We’d be fools to write him off, of course, because Luongo has a history of defying expectation. This is the guy, after all, who got his start when the goalie for his atom team in St. Leonard, Que., failed to show up for a game; Roberto, then a forward, volunteered to man the crease and shut out his opponents 1-0, then won his next game 2-1. From there, he set a star’s course through minor and junior hockey, culminating in the New York Islanders choosing him fourth overall in the 1997 NHL draft—the highest a goalie had ever been picked.

In Long Island, and later with the Florida Panthers, Luongo routinely stole games from superior teams while putting up numbers that left rival GMs in awe. In 2003-2004, he recorded a .931 save percentage and set an NHL record with 2,303 stops, on a Florida team that won just 28 games. Zen-cool was his trademark, and hopes in Vancouver soared when the Canucks traded for him in the summer of 2006. Blessed with budding offensive stars in the Sedin twins, the Canucks had been hobbled by mediocre playoff goaltending. Luongo looked like the missing piece of their puzzle.

Today, confidence in him no longer registers in measurable quantities, while his aloof, at times haughty persona hurts his cause. When he shrugged off the three catastrophic road games during this year’s final, one got the impression that he simply didn’t care enough to win. Later, as the Bruins celebrated their Cup win, he seemed reluctant to take on blame. “It’s a team game,” he said when asked how much responsibility he took as one of team leaders. “We all want to be better. That’s the bottom line. We’re not going to point fingers at one individual” (he did add later: “We all want to step it up a notch, starting with myself”).

These sorts of responses played badly among fans, who vented their impatience on message boards, Twitter and call-in shows throughout the playoffs. When Luongo was pulled in Game 4 in Boston after allowing four goals on 20 shots, spectators watching the game on the scoreboard at Rogers Arena cheered.

Gilles Lupien, the Montreal-based agent who has been with Luongo since he played midget hockey, acknowledges the goalie’s appraising, impassive mien. But he says it should not be mistaken for arrogance. “From the time he was 15 years old, he would sit across the table, just looking at you,” Lupien says. “You could tell he was thinking to himself, ‘Who are you, really? What do you really want?’ ” That posture, says Lupien, is born of Luongo’s desire to avoid bad decisions, and ultimately to win. In 2006, he turned down a five-year, $30-million contract offer from the Panthers, citing concerns about the team’s dedication to bringing home a Cup. “I play to be in the playoffs,” he said at the time. “That’s my main goal. I don’t want to commit myself to a team for five years without knowing for sure that we will have a successful club for five years.”

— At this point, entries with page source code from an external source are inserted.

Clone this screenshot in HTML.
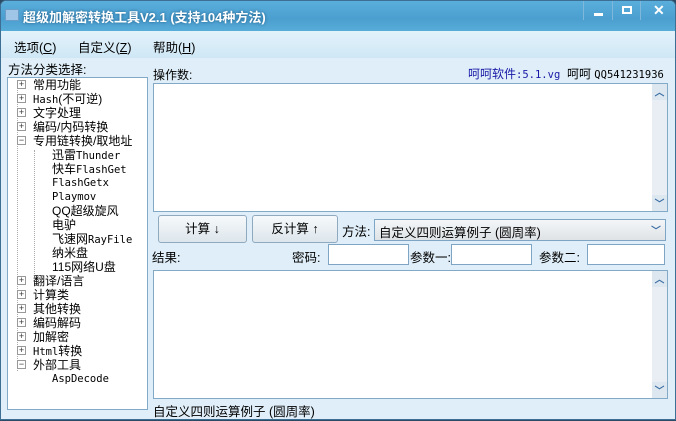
<!DOCTYPE html>
<html><head><meta charset="utf-8"><style>
*{margin:0;padding:0;box-sizing:border-box}
body{width:676px;height:421px;overflow:hidden;background:#2b4a63;font-family:"Liberation Sans","Noto Sans CJK SC",sans-serif;font-size:12px;color:#000;position:relative}
.win{position:absolute;left:0;top:0;width:676px;height:420px;background:#dfeef8;border-radius:6px 6px 0 0;overflow:hidden;border:1px solid #3d6f95}
.title{position:absolute;left:0;top:0;width:676px;height:30px;background:linear-gradient(#5aaedb,#4b9fd0 60%,#58acd8)}
.title .t{position:absolute;left:22px;top:6px;color:#fff;font-weight:bold;font-size:13px;text-shadow:0 0 3px #1c5a85}
.ico{position:absolute;left:4px;top:8px;width:14px;height:12px;background:#9fc6e6;border:1px solid #6a9dc9}
.cb{position:absolute;top:0;height:19px;border-left:1px solid #7fb8da}
.menu{position:absolute;left:0;top:30px;width:676px;height:27px;background:linear-gradient(#e3f2fb,#cfe7f5)}
.menu span{position:absolute;top:6px;font-size:12.5px}
.a{position:absolute;white-space:nowrap}
.tree{position:absolute;left:6px;top:76px;width:141px;height:333px;background:#fff;border:1px solid #82a9c6}
.tree div{position:absolute;white-space:nowrap;font-size:12px;line-height:14px}
.pm{position:absolute;width:9px;height:9px;border:1px solid #999;background:#fff;font-size:9px;line-height:7px;text-align:center;color:#333}
.mono{font-family:"DejaVu Sans Mono","Liberation Mono","Noto Sans CJK SC",monospace !important;font-size:10.5px !important}
.ta{position:absolute;background:#fff;border:1px solid #82a9c6}
.sb{position:absolute;right:0;top:0;width:15px;height:100%;background:#e8eef3}
.sb .u,.sb .d{position:absolute;left:0;width:15px;height:16px;color:#3a6ea5;font-size:10px;font-weight:bold;text-align:center;background:#dde7ef}
.btn{position:absolute;height:28px;border:1px solid #8fa9bf;border-radius:3px;background:linear-gradient(#f6f9fb,#dde6ec);text-align:center;line-height:26px;font-size:12.5px}
.inp{position:absolute;height:21px;background:#fff;border:1px solid #7ea6c4}
</style></head><body>
<div class="win">
<div class="title"><div class="ico"></div><div class="t">超级加解密转换工具V2.1 (支持104种方法)</div>
<div class="cb" style="left:582px;width:29px"><div style="position:absolute;left:10px;top:12px;width:9px;height:3px;background:#fff"></div></div>
<div class="cb" style="left:611px;width:28px"><div style="position:absolute;left:9px;top:5px;width:10px;height:8px;border:2px solid #fff;border-top-width:2px"></div></div>
<div class="cb" style="left:639px;width:37px;border-right:0"><div style="position:absolute;left:12px;top:1px;color:#fff;font-weight:bold;font-size:14px">✕</div></div>
</div>
<div class="menu"><span style="left:13px">选项(<u>C</u>)</span><span style="left:77px">自定义(<u>Z</u>)</span><span style="left:152px">帮助(<u>H</u>)</span></div>
<div class="a" style="left:7px;top:58px;font-size:12.5px">方法分类选择:</div>
<div class="a" style="left:152px;top:65px">操作数:</div>
<div class="a" style="left:467px;top:64px;color:#1a1aa8">呵呵软件<span class="mono">:5.1.vg</span> <span style="color:#000">&nbsp;呵呵 <span class="mono">QQ541231936</span></span></div>
<div class="tree">
<div style="left:9px;top:3px;width:1px;height:290px;border-left:1px dotted #aaa"></div>
<div style="left:26px;top:72px;width:1px;height:124px;border-left:1px dotted #aaa"></div>
<div style="left:9px;top:0px"><span class="pm" style="left:0;top:2px">+</span><span style="margin-left:16px">常用功能</span></div>
<div style="left:9px;top:14px"><span class="pm" style="left:0;top:2px">+</span><span style="margin-left:16px"><span class="mono">Hash</span>(不可逆)</span></div>
<div style="left:9px;top:28px"><span class="pm" style="left:0;top:2px">+</span><span style="margin-left:16px">文字处理</span></div>
<div style="left:9px;top:42px"><span class="pm" style="left:0;top:2px">+</span><span style="margin-left:16px">编码/内码转换</span></div>
<div style="left:9px;top:56px"><span class="pm" style="left:0;top:2px">−</span><span style="margin-left:16px">专用链转换/取地址</span></div>
<div style="left:44px;top:70px">迅雷<span class="mono">Thunder</span></div>
<div style="left:44px;top:84px">快车<span class="mono">FlashGet</span></div>
<div style="left:44px;top:98px" class="mono">FlashGetx</div>
<div style="left:44px;top:112px" class="mono">Playmov</div>
<div style="left:44px;top:126px">QQ超级旋风</div>
<div style="left:44px;top:140px">电驴</div>
<div style="left:44px;top:154px">飞速网<span class="mono">RayFile</span></div>
<div style="left:44px;top:168px">纳米盘</div>
<div style="left:44px;top:182px">115网络U盘</div>
<div style="left:9px;top:196px"><span class="pm" style="left:0;top:2px">+</span><span style="margin-left:16px">翻译/语言</span></div>
<div style="left:9px;top:210px"><span class="pm" style="left:0;top:2px">+</span><span style="margin-left:16px">计算类</span></div>
<div style="left:9px;top:224px"><span class="pm" style="left:0;top:2px">+</span><span style="margin-left:16px">其他转换</span></div>
<div style="left:9px;top:238px"><span class="pm" style="left:0;top:2px">+</span><span style="margin-left:16px">编码解码</span></div>
<div style="left:9px;top:252px"><span class="pm" style="left:0;top:2px">+</span><span style="margin-left:16px">加解密</span></div>
<div style="left:9px;top:266px"><span class="pm" style="left:0;top:2px">+</span><span style="margin-left:16px"><span class="mono">Html</span>转换</span></div>
<div style="left:9px;top:280px"><span class="pm" style="left:0;top:2px">−</span><span style="margin-left:16px">外部工具</span></div>
<div style="left:44px;top:294px" class="mono">AspDecode</div>
</div>
<div class="ta" style="left:152px;top:82px;width:515px;height:129px"><div class="sb"><div class="u" style="top:0">︿</div><div class="d" style="bottom:0">﹀</div></div></div>
<div class="btn" style="left:157px;top:214px;width:89px">计算 ↓</div>
<div class="btn" style="left:251px;top:214px;width:86px">反计算 ↑</div>
<div class="a" style="left:341px;top:220px;font-size:12.5px">方法:</div>
<div class="inp" style="left:373px;top:218px;width:292px;height:22px;background:linear-gradient(#f4f6f8,#dfe3e6)"><span style="position:absolute;left:4px;top:2px;font-size:12.5px">自定义四则运算例子 (圆周率)</span><span style="position:absolute;right:4px;top:2px;color:#3a6ea5;font-weight:bold;font-size:10px">﹀</span></div>
<div class="a" style="left:151px;top:246px;font-size:12.5px">结果:</div>
<div class="a" style="left:291px;top:246px;font-size:12.5px">密码:</div>
<div class="inp" style="left:327px;top:243px;width:81px"></div>
<div class="a" style="left:409px;top:246px;font-size:12.5px">参数一:</div>
<div class="inp" style="left:450px;top:243px;width:81px"></div>
<div class="a" style="left:538px;top:246px;font-size:12.5px">参数二:</div>
<div class="inp" style="left:586px;top:243px;width:78px"></div>
<div class="ta" style="left:152px;top:269px;width:515px;height:129px"><div class="sb"><div class="u" style="top:0">︿</div><div class="d" style="bottom:0">﹀</div></div></div>
<div class="a" style="left:152px;top:400px;font-size:12.5px">自定义四则运算例子 (圆周率)</div>
</div>
</body></html>
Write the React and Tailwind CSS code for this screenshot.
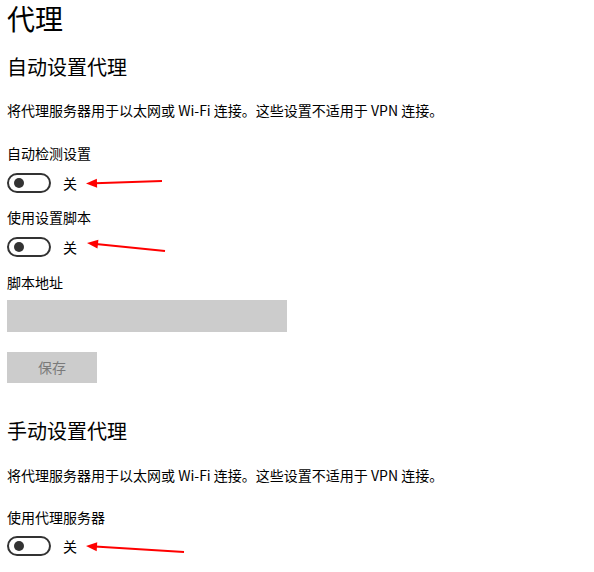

He got just that in Vancouver, a team that won four division titles in the next five years. Yet the Canucks got bumped in the second round of the playoffs three times during that period, then lost in this year’s final. The gold medal Luongo helped win for Team Canada at the Vancouver Olympics quieted his critics for a time, but pressure rose anew this year as his whopping 12-year, front-loaded contract extension kicked in, paying him $10 million in 2010-11. Luongo had described the deal as a sign that Canucks management and ownership would “do whatever it takes to win a Stanley Cup.” It was a tad presumptuous for a guys who’d never seen the third round of the playoffs, and if anything, it might now be considered an impediment to a championship.

That much, at least, might be start to sink in. After the Canucks’ 4-0 loss in Game 7, Luongo meditated on the difficulty of reaching the big prize, something he’d previously assumed was within his reach. “I think playoffs is probably the hardest thing, the last couple of months, that I’ve ever had to do in my professional career,” he told ESPN.com. “I think mentally it’s just a grind the whole time. I said it, I don’t remember which game it was, that it’s much tougher mentally than physically more than anything else.”

None of this is to say Luongo will never hoist a Cup. But if he’s going to do so in Canucks jersey, he faces a series of unaccustomed tasks—examining his flaws, rebuilding his game and repairing his confidence. For a man not given to self-doubt, it won’t be easy. If he hasn’t already, he’d best put that brother on speed-dial.